The language of the motion is striking. MPs behind it say the UK has failed to respond to Israel’s “reported war crimes and repeated international law violations” with the same seriousness it showed in sanctioning Russia over Ukraine. That wording matters: the motion is making a political and legal argument while framing the allegation as “reported war crimes” rather than presenting it as an established court judgement in this text.
What sanctions are being demanded
The motion calls on the government to take several concrete steps. These include banning trade and investment involving illegal Israeli settlements, imposing targeted sanctions such as travel bans and asset freezes on individuals and entities seen as complicit in the occupation, suspending the UK-Israel trade agreement until Israel complies with international law, and placing an arms embargo on Israel.
That is a far broader package than symbolic parliamentary criticism. It amounts to a demand for economic, diplomatic, and military pressure, all tied to the claim that Britain has legal obligations not to assist an unlawful situation identified by the ICJ.
Why this is politically important
Early day motions rarely force immediate government action on their own, but they do signal political momentum. In this case, the fact that 75 MPs signed on shows there is a sizeable bloc in Parliament willing to publicly support sanctions-based pressure on Israel. The signatories come from multiple parties, which adds weight even if the motion itself is not binding.
It also lands in a political environment where the UK has already taken some punitive steps against Israel before. In May 2025, Britain announced further sanctions and suspended trade negotiations with Israel over the Gaza crisis, showing that sanctions are no longer a fringe demand in British politics, even if the government has stopped well short of the full measures now being sought in EDM 2822.
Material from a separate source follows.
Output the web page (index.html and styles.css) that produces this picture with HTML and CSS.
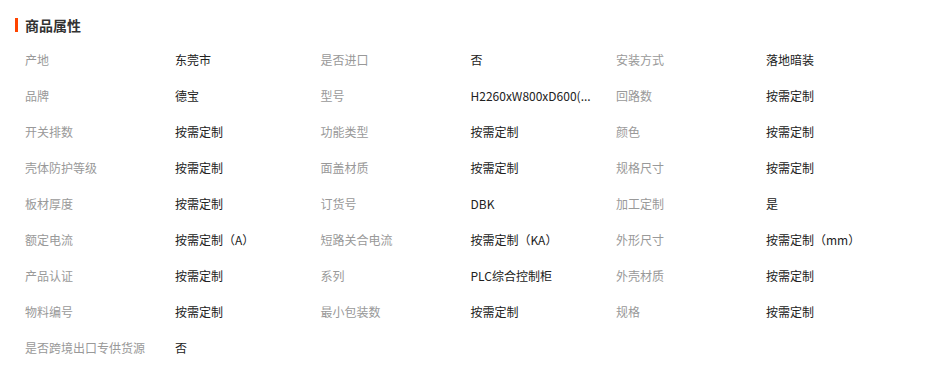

The larger argument behind the motion
At the heart of this debate is a question that has been building for months: if the UK says international law must be upheld consistently, can it justify one standard for Russia and another for Israel? Supporters of the motion plainly think the answer is no. They argue that if the ICJ has already laid out obligations for states not to aid or assist an unlawful occupation, then Britain cannot continue business as usual.
Critics, of course, would say sanctions risk escalating diplomatic tensions and reducing Britain’s leverage. But the MPs backing this motion seem to be making a different calculation. Their view appears to be that diplomacy without consequences has achieved very little and that stronger pressure is now both a moral and legal necessity. This is an inference from the remedies they demand in the motion.
What happens next
The motion does not automatically change UK policy. The government is under no obligation to implement its demands simply because MPs signed it. But politically, it adds to mounting pressure from lawmakers, activists, and legal voices who want Britain to move beyond statements of concern and toward material consequences.
For now, the significance of the story lies in the message itself: a notable group of MPs is no longer asking merely for criticism of Israel’s actions. They are asking for sanctions, trade restrictions, and an arms embargo. In Westminster terms, that is a serious escalation of pressure.